Return on Investment (ROI): The percentage of invested money that’s made back after subtracting all expenses and costs. (ROI = Investment Gain – Investment Cost) ÷ Investment Cost.
Rental Agreement: A rental agreement is a legally binding contract between a landlord and tenant outlining the terms and conditions for renting a property, including rent, duration, and responsibilities.
S
Single-Family Home (SFH): A type of rental property that is designed for just 1 family to live in. This can be a typical house or townhouse. Duplexes and apartment buildings are considered to be “multi-family” housing because the property can house multiple families.

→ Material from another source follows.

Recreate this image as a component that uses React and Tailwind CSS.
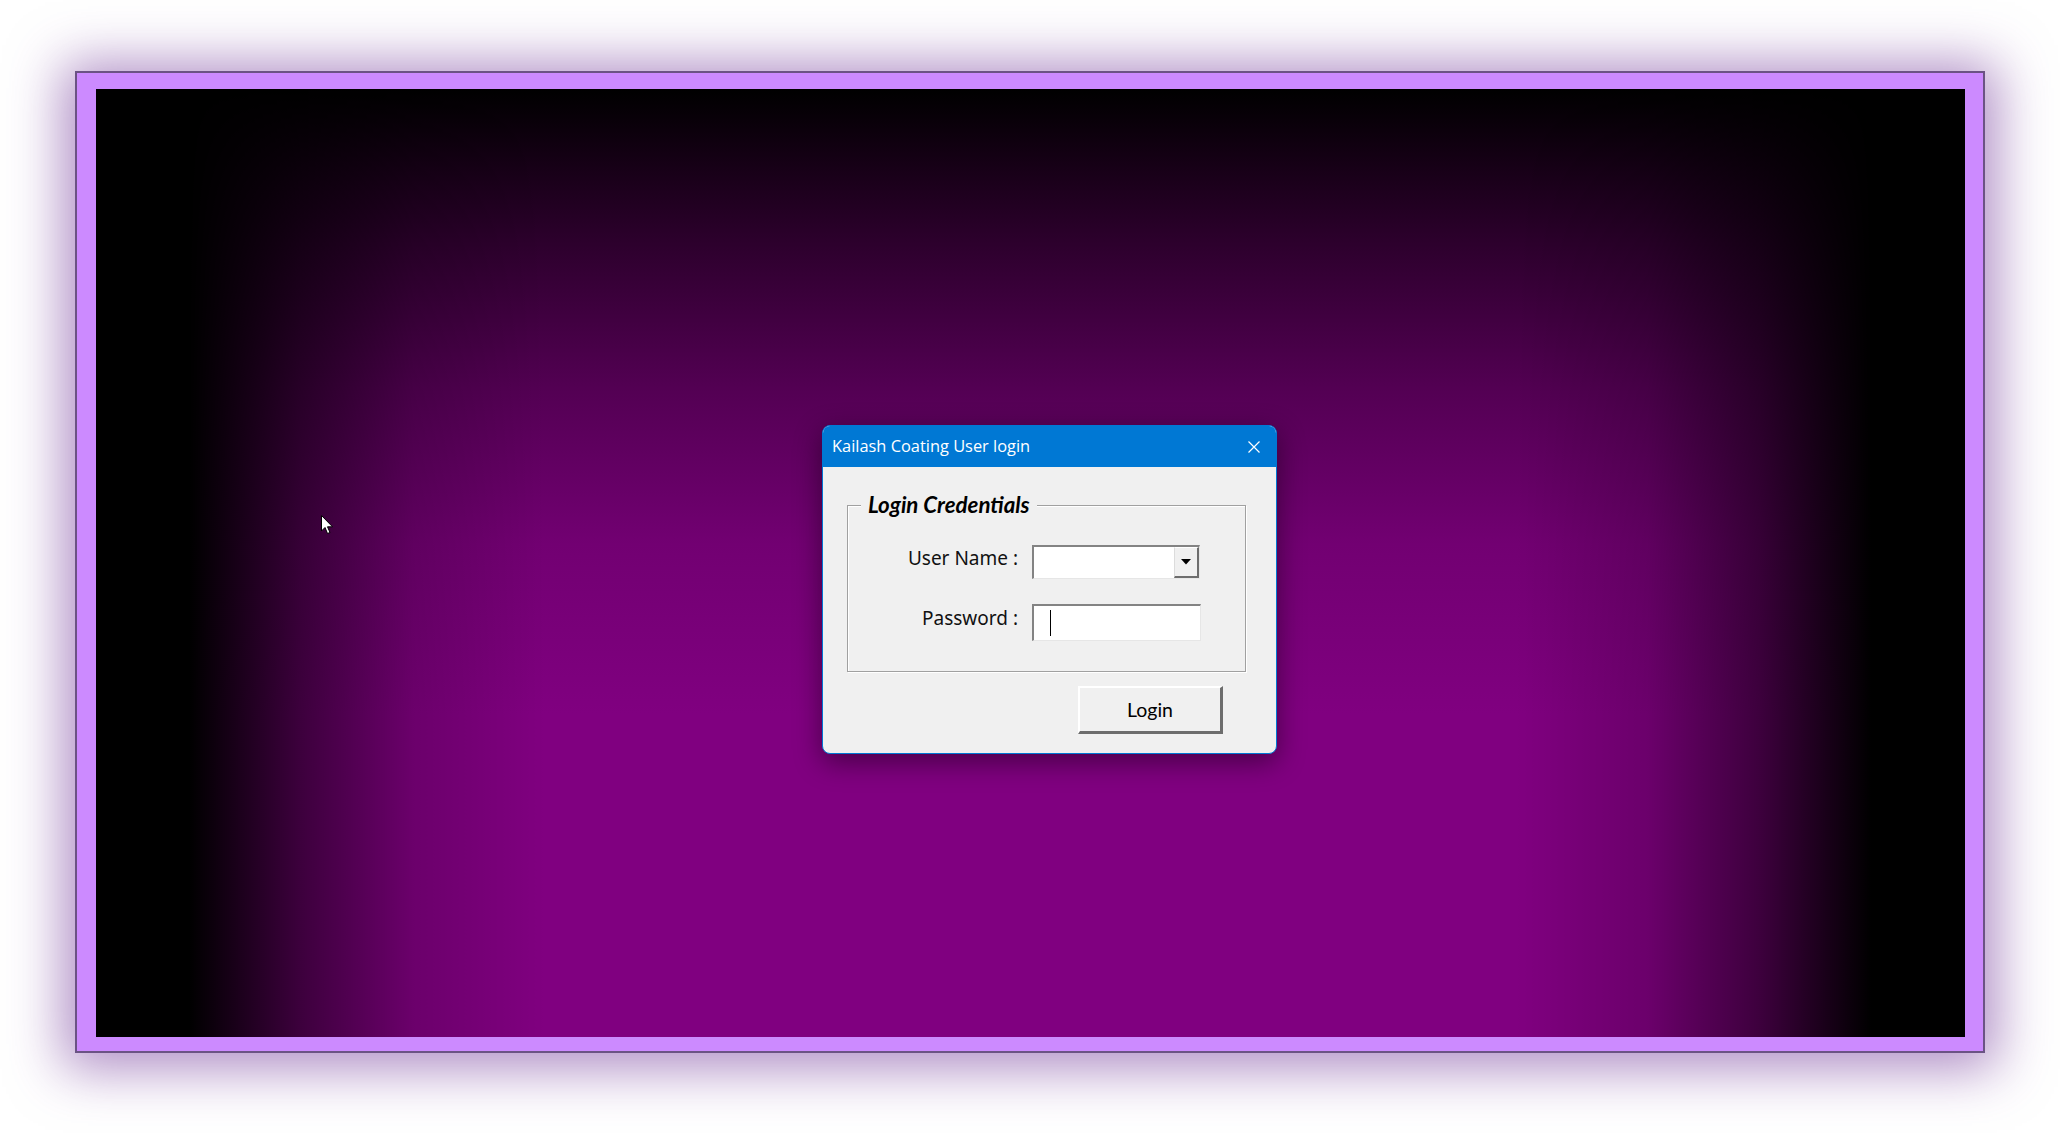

Short-Term Rental: Also known as a vacation rental, this is a type of property that is leased out for very short periods of time, typically through marketplaces such as Airbnb. Often used by vacationers, the properties are furnished with listed amenities.
T
Tenant Screening: The process of vetting tenants. This typically involves doing due diligence through interviews, background and credit checks, and calling references.
Title Insurance: Title insurance is a type of indemnity insurance. It’s taken out to protect both lenders and homebuyers from financial loss resulting from defects in a title to a property, such as back taxes, liens, and conflicting wills.
Tax Lien: A legal claim against your property when you don’t pay your taxes to the government.
Turnkey Property: A rent-ready property, that is, an investment property that does not require any repairs or renovations to rent out to tenants and is updated to current market standards.
V
Vacation Rental: Furnished apartments, houses, or professionally managed resorts or complexes that are rented out, often to tourists, as an alternative to hotels. These short-term rental properties are stocked with basic amenities, and the stay is usually no more than 30 days.
Vacancy Rate: Vacancy rate is the percentage of all units in a rental property portfolio that are vacant, that is, have no occupancy at any given time.
W
Wholesaling: A real estate investment strategy where a wholesaler gets a contract to sell a distressed property to an investor.